For the defeat at Palace in March, Mourinho had started with David Luiz and Frank Lampard alongside Nemanja Matic. Both Luiz and Lampard are comfortable on the ball but they are not necessarily players likely to find that penetrative pass at speed. On Monday, Chelsea had that capability in abundance. This was the Cesc Fabregas effect.
It was there for the first goal. Burnley were defending the danger zone but found themselves sucked in so narrow that the awareness of Fabregas left them vulnerable. A pass in the opposite direction to the way he was facing, flicked with the back of his heel into the path of Branislav Ivanovic, was too good. Ivanovic’s pass eventually found its way to Costa for the striker to blast home.
It was there for the sublime second too. With everyone in the stadium expecting Fabregas to take a swing at goal from Ivanovic’s centre, instead the Spaniard’s training kicked in – a professional lifetime spent schooled at Arsenal and Barcelona. He went for the extra pass and within two touches the ball was in the back of the net courtesy of Andre Schurrle. Chelsea were ahead.
Frank Lampard, the enduring Chelsea hero whose name was still chanted by the visiting fans at Burnley, would surely have shot. He’d probably have scored too. But there could hardly have been a better example of a player showing what a club has been missing than Fabregas’s act of taking a very different decision.
Gus Poyet spoke of Sunderland’s willingness to put bodies in the way of shots after his team’s win at Stamford Bridge last season – Mourinho’s first and only Premier League defeat at Stamford Bridge. Against Lampard it might’ve worked. Against Fabregas they’d have looked as foolish as firemen rushing to the wrong fire.

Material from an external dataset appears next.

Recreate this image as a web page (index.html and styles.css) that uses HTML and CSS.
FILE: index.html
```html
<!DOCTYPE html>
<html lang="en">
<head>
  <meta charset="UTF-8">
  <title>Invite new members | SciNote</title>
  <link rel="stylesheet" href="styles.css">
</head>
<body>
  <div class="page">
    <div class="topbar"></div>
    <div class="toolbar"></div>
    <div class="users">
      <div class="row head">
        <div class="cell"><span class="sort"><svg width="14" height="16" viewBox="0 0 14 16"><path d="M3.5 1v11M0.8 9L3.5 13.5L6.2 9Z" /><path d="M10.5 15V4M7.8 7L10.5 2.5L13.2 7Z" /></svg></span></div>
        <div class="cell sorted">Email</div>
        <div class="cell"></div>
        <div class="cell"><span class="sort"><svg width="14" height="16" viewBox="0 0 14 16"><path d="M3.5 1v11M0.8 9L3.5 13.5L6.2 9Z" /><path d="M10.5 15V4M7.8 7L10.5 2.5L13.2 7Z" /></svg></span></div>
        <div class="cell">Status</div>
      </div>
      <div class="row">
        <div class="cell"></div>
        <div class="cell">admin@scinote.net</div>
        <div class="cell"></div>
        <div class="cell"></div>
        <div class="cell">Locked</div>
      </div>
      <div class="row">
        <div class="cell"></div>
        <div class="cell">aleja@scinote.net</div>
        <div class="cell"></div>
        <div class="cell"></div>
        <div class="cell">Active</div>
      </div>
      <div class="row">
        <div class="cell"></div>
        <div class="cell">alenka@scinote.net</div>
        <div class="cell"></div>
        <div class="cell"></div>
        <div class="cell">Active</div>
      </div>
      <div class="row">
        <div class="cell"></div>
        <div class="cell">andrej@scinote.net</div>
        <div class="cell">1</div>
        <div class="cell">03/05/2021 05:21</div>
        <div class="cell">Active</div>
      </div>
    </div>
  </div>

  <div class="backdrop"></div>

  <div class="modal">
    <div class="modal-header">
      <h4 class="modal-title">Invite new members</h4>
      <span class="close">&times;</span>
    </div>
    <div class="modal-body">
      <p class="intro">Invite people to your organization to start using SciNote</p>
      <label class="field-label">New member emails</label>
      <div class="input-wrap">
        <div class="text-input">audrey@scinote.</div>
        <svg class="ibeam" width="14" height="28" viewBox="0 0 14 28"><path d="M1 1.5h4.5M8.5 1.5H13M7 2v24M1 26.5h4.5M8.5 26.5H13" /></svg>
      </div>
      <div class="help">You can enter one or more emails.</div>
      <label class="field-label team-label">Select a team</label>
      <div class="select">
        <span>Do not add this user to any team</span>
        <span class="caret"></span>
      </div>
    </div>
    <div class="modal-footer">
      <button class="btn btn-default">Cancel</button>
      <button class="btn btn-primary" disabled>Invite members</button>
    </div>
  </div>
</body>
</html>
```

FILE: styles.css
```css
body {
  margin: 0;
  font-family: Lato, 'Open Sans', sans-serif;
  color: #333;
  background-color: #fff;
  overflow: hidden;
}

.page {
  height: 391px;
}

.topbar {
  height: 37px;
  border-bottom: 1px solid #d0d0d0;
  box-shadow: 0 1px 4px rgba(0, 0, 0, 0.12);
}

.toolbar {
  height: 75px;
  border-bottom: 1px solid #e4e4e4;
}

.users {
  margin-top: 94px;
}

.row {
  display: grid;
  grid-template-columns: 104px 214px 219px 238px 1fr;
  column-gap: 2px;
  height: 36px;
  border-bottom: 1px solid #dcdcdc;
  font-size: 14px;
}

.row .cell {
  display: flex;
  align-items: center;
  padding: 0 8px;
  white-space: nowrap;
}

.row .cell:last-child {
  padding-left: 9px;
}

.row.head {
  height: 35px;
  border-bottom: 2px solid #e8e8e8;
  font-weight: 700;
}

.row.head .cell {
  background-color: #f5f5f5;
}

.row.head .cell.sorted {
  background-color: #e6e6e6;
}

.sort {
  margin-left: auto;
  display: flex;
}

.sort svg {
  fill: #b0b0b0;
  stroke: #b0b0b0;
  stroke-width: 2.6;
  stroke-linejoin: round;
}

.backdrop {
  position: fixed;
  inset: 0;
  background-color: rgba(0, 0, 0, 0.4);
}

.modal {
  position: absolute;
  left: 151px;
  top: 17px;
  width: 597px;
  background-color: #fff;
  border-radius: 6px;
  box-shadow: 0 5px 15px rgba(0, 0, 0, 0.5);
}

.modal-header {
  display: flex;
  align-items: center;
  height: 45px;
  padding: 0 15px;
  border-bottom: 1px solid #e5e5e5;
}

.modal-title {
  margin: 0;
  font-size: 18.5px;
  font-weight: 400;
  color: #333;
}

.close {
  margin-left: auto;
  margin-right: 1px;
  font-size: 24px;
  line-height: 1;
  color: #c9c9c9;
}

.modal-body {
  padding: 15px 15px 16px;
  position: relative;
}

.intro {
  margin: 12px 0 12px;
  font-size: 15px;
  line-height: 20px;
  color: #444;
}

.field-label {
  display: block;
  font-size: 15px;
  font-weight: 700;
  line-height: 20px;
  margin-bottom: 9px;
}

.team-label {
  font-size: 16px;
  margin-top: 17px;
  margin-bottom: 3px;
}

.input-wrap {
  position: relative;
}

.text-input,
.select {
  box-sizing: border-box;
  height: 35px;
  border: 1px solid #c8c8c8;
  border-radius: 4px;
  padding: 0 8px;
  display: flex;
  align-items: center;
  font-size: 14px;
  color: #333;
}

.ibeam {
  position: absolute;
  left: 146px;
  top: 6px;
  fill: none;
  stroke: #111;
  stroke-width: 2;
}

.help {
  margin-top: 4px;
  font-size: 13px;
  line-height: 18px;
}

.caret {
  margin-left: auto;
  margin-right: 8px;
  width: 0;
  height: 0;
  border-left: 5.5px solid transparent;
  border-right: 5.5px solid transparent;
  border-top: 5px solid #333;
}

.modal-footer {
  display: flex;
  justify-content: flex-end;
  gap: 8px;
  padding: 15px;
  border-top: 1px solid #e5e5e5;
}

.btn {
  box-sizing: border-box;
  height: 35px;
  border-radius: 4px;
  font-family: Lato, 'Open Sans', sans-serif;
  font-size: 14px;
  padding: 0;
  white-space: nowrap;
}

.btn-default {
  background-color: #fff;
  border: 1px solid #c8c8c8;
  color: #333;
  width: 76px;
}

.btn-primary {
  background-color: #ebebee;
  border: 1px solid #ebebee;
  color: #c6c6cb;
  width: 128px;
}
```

By the time the midfielder whipped in the cross for the third goal the point had been more than made. Fabregas had his second direct assist of the game and thus became the first man to get two assists so far this season as well as one of only two – with Stevan Jovetic – to have played two successful through-balls in the opening round of fixtures. It earned him the champagne.
“You gave Cesc the man of the match and I completely agree,” Mourinho told Sky Sports afterwards. “He was the maestro and controlled the tempo of the game with Matic. He dictated the speed and intensity of the game. We need that kind of midfielder that dictates the intensity in the centre.”

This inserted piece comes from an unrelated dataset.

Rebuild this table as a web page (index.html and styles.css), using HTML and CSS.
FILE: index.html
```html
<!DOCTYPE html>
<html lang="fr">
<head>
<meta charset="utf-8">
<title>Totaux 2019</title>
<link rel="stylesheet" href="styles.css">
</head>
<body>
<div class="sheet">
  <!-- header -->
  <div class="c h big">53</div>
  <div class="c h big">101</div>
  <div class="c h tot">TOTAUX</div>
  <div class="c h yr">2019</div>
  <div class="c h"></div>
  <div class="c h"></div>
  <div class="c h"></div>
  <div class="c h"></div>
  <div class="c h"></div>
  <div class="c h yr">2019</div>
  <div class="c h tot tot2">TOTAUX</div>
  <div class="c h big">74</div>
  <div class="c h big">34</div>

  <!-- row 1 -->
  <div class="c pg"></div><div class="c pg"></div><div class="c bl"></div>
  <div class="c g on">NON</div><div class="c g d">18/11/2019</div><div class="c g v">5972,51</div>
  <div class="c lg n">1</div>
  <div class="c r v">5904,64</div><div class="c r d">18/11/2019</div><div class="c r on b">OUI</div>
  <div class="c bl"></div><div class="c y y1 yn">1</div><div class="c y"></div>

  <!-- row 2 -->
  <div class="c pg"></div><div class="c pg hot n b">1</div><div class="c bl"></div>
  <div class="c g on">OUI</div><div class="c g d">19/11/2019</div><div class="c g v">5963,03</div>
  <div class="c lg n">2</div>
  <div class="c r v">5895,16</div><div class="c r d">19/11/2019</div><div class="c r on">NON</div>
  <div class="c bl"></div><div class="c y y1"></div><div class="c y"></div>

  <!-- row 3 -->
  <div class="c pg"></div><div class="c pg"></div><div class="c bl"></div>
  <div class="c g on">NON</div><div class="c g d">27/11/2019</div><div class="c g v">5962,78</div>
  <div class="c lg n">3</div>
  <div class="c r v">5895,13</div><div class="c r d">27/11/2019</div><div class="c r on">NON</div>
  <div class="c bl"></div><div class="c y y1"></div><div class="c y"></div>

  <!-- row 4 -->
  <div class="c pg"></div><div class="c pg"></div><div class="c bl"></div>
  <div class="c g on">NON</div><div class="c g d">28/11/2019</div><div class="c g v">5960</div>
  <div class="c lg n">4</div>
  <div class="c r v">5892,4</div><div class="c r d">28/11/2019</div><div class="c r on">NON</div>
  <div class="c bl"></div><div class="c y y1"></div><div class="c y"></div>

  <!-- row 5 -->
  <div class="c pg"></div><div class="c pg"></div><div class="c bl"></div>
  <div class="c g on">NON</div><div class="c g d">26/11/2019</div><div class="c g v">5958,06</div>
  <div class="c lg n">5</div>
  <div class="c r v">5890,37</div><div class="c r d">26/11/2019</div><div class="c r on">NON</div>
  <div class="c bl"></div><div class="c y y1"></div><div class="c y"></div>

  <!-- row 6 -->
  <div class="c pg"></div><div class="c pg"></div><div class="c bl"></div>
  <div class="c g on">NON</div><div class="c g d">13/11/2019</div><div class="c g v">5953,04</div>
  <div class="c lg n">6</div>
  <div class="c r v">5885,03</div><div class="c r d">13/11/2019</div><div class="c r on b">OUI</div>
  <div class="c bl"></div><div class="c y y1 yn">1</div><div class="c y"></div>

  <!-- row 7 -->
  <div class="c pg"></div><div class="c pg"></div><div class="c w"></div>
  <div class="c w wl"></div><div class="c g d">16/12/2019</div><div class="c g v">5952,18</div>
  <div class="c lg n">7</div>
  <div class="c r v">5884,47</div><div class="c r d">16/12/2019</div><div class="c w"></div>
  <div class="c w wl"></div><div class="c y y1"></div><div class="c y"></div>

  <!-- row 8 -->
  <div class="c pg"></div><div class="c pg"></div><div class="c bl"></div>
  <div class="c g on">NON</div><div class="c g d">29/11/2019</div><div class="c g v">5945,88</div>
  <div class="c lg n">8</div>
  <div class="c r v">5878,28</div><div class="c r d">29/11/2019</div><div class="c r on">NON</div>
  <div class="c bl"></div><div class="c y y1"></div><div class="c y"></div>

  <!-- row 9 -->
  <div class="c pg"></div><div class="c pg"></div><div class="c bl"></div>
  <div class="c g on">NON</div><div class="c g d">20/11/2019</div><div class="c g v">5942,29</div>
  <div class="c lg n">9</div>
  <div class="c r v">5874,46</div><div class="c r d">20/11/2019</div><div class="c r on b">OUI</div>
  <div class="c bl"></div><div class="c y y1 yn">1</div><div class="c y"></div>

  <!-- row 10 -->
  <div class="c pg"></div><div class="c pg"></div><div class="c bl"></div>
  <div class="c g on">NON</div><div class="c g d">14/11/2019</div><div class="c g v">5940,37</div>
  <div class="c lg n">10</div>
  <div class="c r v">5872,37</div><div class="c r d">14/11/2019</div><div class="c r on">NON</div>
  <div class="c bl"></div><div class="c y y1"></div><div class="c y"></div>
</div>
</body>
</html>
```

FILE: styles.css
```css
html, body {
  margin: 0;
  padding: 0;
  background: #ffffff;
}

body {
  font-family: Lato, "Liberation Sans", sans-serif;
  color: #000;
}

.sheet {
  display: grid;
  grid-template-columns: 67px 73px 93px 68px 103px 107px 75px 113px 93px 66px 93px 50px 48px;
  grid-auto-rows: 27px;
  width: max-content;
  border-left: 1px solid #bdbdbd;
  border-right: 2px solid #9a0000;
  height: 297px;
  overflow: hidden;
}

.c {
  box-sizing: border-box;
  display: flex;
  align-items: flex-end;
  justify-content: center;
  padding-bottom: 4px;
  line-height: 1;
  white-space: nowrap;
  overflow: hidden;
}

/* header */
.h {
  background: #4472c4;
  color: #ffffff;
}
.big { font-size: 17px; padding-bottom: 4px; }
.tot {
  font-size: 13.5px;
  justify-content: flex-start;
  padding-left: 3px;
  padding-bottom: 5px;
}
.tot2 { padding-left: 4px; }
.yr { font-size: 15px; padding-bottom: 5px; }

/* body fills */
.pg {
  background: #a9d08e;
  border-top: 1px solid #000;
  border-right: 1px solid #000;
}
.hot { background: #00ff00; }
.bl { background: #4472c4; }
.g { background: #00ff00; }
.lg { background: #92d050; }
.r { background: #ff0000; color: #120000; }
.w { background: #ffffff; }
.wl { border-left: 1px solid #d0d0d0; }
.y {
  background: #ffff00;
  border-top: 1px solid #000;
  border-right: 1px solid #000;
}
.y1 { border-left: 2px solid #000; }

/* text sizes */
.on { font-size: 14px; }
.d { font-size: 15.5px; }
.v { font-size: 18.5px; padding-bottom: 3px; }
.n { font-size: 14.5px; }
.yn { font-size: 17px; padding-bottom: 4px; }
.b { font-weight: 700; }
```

It should be no surprise that Mourinho knew what was needed. It was missing last season and now it’s here. The partnership between Fabregas and Matic might even have the potential for greatness, given this is a pairing that between them can cover just about the complete range of skills that any midfield could possibly want.
And that just about sums up this Chelsea side right now - pace and skill in the wide areas, power in defence and attack, and now greater creativity in the centre of midfield. “They can hurt you in many different ways,” said Burnley boss Sean Dyche. In Cesc Fabregas, Mourinho’s Chelsea have just found another way.